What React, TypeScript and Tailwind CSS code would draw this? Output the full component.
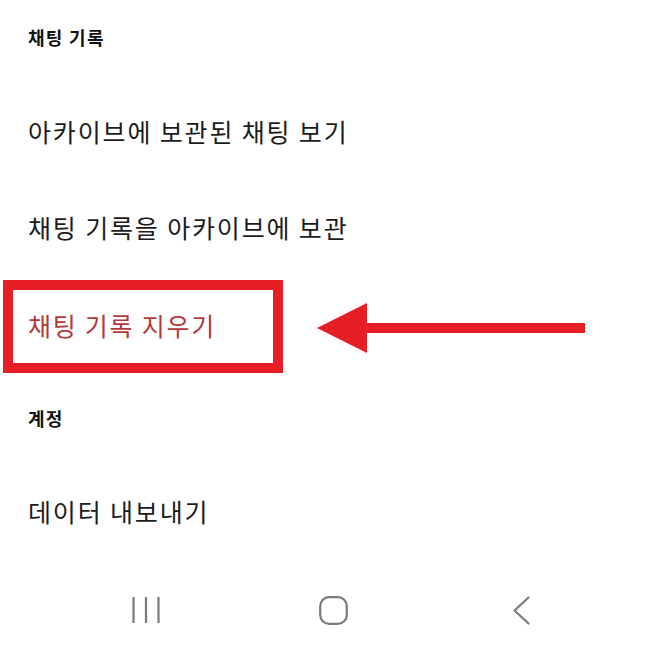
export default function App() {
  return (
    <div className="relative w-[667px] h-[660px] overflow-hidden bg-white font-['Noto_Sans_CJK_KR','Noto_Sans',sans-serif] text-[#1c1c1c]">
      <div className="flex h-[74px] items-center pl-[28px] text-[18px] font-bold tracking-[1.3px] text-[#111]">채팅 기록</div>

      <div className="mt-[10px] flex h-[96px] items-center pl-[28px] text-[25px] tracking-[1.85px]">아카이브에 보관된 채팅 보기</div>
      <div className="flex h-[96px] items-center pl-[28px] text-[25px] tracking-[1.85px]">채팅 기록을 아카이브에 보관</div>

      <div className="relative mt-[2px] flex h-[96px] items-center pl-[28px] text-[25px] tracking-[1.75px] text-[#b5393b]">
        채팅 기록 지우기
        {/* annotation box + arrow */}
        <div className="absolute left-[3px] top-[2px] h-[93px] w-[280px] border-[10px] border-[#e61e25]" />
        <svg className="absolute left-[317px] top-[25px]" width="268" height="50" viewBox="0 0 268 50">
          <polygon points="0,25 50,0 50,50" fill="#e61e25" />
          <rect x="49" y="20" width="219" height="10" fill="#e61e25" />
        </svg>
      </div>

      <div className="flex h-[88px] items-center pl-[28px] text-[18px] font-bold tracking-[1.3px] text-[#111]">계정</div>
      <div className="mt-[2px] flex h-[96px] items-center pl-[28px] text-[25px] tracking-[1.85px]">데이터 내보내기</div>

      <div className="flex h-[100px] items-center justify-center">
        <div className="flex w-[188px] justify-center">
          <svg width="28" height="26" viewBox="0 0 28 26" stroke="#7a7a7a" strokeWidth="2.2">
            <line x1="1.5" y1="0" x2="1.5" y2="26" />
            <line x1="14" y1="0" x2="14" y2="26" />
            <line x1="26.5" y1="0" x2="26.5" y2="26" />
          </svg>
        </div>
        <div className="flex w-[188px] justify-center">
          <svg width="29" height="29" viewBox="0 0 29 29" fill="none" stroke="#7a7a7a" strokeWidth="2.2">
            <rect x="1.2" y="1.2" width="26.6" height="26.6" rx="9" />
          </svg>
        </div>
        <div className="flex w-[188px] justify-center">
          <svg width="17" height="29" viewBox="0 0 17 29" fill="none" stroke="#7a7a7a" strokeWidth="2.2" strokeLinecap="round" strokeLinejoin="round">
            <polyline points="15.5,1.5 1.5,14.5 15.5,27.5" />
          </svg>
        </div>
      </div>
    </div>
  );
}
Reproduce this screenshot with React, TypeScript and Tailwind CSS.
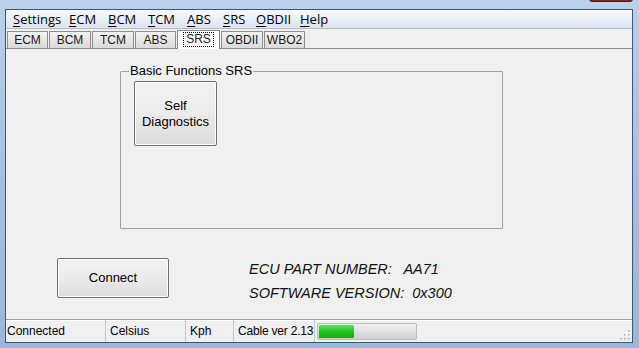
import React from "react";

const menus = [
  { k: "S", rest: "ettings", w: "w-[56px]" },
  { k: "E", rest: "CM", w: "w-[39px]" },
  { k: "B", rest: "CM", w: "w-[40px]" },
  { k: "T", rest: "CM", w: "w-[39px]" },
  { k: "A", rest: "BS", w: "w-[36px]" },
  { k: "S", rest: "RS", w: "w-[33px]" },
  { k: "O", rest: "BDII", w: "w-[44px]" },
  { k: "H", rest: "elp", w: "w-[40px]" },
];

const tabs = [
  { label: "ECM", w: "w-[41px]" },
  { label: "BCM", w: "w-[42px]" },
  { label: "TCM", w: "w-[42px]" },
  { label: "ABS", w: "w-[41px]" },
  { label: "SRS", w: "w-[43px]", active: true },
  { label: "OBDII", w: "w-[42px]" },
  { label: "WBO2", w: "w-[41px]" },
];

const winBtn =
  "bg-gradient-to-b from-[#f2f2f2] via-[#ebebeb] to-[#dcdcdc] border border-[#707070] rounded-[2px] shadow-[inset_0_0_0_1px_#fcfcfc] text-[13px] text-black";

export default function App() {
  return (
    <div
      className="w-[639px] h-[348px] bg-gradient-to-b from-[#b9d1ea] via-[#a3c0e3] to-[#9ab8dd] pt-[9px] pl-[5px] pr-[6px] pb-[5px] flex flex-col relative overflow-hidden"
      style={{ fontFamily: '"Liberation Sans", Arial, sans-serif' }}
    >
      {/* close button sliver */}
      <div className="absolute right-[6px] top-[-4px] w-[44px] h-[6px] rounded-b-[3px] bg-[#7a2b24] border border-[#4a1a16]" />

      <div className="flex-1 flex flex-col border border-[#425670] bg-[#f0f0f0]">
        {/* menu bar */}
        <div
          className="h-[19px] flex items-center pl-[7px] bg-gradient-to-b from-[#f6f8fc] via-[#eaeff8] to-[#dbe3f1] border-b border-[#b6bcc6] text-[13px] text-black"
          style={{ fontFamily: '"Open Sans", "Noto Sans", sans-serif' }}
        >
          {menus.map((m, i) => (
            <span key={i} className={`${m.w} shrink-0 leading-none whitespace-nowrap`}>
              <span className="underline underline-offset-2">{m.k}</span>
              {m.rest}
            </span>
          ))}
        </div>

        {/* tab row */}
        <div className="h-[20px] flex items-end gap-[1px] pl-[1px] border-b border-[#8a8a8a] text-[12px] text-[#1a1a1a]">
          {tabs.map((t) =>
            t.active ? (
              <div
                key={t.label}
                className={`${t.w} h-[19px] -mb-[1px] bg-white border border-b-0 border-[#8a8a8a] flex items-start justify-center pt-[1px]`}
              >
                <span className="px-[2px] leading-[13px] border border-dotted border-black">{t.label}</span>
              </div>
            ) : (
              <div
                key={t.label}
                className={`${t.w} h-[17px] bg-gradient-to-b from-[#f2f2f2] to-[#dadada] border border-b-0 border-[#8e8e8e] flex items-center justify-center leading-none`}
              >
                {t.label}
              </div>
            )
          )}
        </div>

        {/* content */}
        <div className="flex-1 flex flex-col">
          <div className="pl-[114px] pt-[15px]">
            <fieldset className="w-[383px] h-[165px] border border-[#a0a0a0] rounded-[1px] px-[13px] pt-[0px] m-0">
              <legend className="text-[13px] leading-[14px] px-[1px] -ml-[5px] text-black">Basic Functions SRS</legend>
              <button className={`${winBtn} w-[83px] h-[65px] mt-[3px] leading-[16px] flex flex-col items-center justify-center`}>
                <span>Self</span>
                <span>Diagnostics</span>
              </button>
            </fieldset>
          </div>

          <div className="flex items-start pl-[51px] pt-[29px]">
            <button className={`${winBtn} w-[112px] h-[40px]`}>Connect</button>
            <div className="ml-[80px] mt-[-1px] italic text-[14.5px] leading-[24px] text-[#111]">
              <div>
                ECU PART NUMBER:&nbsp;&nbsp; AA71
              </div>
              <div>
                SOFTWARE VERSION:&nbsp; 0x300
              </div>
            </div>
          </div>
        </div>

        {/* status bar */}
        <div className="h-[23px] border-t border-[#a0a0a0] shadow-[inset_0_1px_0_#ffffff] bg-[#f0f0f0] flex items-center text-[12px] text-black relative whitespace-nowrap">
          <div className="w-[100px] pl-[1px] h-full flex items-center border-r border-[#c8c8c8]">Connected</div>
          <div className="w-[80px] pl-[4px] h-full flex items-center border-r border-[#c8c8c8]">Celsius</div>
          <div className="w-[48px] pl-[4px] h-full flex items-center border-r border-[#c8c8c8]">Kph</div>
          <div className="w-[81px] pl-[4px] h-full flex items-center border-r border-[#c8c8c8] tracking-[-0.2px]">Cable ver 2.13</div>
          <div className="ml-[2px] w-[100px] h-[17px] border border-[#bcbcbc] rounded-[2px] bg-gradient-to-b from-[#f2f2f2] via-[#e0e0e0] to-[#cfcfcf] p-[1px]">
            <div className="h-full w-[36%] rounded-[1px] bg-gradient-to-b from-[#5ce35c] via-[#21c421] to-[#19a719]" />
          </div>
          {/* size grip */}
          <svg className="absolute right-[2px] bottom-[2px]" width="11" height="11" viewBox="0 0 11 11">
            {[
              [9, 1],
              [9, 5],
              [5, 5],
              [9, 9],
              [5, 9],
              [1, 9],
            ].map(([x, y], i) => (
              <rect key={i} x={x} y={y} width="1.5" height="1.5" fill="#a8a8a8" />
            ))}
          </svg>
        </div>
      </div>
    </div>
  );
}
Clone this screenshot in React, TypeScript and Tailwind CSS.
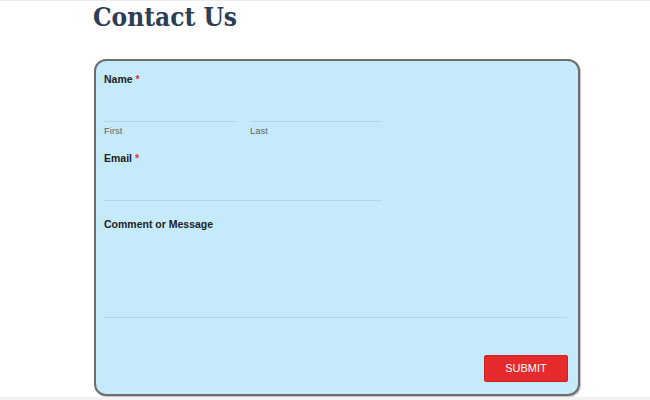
************
> [Prompt] Begin with the first line of the records and repeat every line up to the one with "h-[74px] items-center pl-[28px]", counting that line too. Pictures are not part of the copy.

> [Answer to the exercise]
What React, TypeScript and Tailwind CSS code would draw this? Output the full component.
export default function App() {
  return (
    <div className="relative w-[667px] h-[660px] overflow-hidden bg-white font-['Noto_Sans_CJK_KR','Noto_Sans',sans-serif] text-[#1c1c1c]">
      <div className="flex h-[74px] items-center pl-[28px] text-[18px] font-bold tracking-[1.3px] text-[#111]">채팅 기록</div>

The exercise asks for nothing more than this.